### Supplied records:
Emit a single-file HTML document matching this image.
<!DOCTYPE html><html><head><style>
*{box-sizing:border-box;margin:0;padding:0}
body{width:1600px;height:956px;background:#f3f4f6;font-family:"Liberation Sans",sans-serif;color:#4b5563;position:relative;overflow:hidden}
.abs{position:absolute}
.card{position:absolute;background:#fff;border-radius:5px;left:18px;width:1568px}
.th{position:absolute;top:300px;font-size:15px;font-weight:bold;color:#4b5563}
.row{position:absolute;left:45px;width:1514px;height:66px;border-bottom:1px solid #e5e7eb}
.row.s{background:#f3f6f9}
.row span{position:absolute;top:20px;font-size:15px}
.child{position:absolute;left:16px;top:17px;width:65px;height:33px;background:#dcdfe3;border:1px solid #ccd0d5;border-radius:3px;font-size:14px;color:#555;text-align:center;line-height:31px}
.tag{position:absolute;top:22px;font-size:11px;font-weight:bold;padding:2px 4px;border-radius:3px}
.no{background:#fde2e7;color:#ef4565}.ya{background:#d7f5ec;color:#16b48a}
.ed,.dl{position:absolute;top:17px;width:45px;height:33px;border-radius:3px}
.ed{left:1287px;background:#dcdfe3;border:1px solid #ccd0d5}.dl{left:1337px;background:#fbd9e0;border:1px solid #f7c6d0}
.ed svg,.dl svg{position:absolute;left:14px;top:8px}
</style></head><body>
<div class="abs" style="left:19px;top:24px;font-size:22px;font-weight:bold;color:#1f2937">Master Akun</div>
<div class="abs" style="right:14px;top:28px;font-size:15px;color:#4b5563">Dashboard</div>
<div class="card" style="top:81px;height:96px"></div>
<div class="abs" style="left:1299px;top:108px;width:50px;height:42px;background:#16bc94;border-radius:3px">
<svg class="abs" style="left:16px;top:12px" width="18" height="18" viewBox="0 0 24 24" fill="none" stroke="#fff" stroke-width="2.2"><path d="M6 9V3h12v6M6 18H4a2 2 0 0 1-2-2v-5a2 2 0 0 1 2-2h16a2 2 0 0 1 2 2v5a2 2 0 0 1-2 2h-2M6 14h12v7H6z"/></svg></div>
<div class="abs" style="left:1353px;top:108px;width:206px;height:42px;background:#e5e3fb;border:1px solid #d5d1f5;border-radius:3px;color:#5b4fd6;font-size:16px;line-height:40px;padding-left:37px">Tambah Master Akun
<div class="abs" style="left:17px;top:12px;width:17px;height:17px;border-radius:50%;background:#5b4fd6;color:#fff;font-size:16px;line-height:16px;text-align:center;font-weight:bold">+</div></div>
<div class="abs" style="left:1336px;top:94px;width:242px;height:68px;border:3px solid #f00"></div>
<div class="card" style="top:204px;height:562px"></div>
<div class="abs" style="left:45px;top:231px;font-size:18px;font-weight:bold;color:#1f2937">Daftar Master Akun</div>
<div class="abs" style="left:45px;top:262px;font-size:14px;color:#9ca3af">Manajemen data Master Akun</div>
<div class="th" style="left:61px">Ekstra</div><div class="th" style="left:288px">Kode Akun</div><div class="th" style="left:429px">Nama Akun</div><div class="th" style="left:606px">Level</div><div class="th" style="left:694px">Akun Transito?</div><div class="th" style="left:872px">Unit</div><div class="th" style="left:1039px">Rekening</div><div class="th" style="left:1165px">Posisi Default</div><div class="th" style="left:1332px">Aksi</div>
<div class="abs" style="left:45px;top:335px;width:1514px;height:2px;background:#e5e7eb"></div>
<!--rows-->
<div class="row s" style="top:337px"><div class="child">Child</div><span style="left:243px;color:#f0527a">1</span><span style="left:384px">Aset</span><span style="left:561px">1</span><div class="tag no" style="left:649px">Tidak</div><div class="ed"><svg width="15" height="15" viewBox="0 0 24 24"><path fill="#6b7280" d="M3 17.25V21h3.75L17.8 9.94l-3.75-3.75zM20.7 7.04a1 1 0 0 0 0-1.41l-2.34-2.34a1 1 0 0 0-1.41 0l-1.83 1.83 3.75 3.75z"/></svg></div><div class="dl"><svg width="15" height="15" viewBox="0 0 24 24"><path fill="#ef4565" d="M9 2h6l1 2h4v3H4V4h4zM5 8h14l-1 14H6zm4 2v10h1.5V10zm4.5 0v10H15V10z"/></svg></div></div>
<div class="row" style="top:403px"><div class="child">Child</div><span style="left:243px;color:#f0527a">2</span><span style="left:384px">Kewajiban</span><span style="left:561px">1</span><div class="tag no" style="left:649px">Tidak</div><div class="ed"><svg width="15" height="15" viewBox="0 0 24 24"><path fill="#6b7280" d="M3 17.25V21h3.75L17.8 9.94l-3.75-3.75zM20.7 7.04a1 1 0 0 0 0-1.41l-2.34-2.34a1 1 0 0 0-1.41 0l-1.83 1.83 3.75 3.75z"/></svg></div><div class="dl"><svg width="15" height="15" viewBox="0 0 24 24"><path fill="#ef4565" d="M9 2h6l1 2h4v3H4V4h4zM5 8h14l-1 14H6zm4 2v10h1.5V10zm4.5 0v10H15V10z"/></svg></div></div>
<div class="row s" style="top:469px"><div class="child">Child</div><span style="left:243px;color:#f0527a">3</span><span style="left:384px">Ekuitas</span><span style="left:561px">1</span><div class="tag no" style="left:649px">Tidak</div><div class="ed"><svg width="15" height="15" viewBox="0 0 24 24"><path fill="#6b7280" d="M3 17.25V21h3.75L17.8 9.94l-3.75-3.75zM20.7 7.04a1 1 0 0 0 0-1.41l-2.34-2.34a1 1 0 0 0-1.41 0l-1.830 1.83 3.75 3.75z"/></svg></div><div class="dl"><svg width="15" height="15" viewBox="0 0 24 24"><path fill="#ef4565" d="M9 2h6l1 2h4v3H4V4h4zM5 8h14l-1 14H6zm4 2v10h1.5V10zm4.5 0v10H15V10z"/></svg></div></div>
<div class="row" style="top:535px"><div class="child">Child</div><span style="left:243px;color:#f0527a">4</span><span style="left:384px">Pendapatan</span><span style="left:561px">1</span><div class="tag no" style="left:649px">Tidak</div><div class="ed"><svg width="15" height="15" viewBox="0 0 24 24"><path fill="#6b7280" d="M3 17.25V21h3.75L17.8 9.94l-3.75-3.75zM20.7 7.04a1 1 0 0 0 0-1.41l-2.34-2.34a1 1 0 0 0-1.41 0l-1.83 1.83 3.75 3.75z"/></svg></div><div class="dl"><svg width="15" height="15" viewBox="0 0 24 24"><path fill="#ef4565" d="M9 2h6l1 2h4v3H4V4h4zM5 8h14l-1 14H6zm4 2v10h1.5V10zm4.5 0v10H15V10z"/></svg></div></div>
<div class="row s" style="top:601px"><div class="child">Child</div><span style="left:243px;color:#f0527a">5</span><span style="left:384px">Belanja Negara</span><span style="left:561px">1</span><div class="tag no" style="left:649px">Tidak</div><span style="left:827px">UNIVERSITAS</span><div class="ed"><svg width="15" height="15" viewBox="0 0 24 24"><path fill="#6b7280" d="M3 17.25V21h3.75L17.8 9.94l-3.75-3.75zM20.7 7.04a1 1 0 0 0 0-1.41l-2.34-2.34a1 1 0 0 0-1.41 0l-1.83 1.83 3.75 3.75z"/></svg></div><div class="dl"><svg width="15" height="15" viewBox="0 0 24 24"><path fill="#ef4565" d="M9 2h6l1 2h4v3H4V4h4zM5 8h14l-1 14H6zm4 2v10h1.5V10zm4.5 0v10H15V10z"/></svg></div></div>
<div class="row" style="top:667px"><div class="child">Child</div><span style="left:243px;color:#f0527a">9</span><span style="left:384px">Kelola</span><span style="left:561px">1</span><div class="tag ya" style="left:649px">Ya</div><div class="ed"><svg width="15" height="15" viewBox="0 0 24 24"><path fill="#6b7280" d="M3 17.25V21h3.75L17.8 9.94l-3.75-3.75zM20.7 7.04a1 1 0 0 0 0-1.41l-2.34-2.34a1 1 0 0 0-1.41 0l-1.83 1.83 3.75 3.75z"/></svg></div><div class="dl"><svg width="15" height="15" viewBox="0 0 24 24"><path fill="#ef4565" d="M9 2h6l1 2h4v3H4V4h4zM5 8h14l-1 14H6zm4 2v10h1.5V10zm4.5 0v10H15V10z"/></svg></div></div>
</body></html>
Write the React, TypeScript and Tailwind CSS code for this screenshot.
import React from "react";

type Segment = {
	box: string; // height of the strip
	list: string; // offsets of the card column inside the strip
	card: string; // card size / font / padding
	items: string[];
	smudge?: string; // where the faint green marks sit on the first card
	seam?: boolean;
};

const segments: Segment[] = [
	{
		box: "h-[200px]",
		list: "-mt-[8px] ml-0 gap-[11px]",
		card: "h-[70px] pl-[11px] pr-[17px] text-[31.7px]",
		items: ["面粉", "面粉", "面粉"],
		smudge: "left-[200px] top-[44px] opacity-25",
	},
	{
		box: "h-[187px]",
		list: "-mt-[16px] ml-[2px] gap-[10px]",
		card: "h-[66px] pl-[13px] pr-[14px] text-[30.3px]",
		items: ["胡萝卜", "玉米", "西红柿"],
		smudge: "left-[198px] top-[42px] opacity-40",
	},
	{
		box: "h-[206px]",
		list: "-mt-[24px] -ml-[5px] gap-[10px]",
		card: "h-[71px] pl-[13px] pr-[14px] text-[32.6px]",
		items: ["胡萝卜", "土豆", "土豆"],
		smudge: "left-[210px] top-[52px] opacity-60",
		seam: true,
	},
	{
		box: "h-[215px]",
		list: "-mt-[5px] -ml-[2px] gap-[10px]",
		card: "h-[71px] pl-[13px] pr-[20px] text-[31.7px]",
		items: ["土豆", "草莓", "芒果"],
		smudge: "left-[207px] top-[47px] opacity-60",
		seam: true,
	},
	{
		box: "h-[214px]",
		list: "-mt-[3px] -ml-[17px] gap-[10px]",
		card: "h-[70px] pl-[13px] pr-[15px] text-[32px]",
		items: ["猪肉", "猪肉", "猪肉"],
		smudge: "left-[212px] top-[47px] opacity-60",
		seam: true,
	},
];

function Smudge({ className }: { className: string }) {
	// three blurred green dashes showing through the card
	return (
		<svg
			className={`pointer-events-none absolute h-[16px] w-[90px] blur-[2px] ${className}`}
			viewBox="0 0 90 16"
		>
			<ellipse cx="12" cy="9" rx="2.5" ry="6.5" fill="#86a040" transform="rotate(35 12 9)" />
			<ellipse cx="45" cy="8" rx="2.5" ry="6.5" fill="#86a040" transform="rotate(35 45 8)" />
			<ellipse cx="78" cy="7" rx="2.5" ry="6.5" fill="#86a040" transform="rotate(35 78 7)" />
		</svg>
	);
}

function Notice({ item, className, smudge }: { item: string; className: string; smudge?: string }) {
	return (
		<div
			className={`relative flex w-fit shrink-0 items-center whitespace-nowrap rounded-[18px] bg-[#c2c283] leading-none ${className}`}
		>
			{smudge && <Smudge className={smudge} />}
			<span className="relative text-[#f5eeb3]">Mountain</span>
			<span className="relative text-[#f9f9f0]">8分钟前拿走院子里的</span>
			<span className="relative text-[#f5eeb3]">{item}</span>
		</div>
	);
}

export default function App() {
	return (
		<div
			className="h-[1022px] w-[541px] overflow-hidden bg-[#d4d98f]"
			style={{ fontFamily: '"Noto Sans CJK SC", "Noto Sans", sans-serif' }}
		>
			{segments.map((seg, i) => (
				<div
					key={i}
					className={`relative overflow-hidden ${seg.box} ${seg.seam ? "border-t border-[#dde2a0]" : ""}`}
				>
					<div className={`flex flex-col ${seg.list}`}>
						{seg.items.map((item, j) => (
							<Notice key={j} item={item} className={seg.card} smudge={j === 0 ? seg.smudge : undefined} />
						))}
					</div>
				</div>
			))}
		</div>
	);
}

### Do this:
Copy out every line from the material above in which the word "React" appears.

### Task response:
Write the React, TypeScript and Tailwind CSS code for this screenshot.
import React from "react";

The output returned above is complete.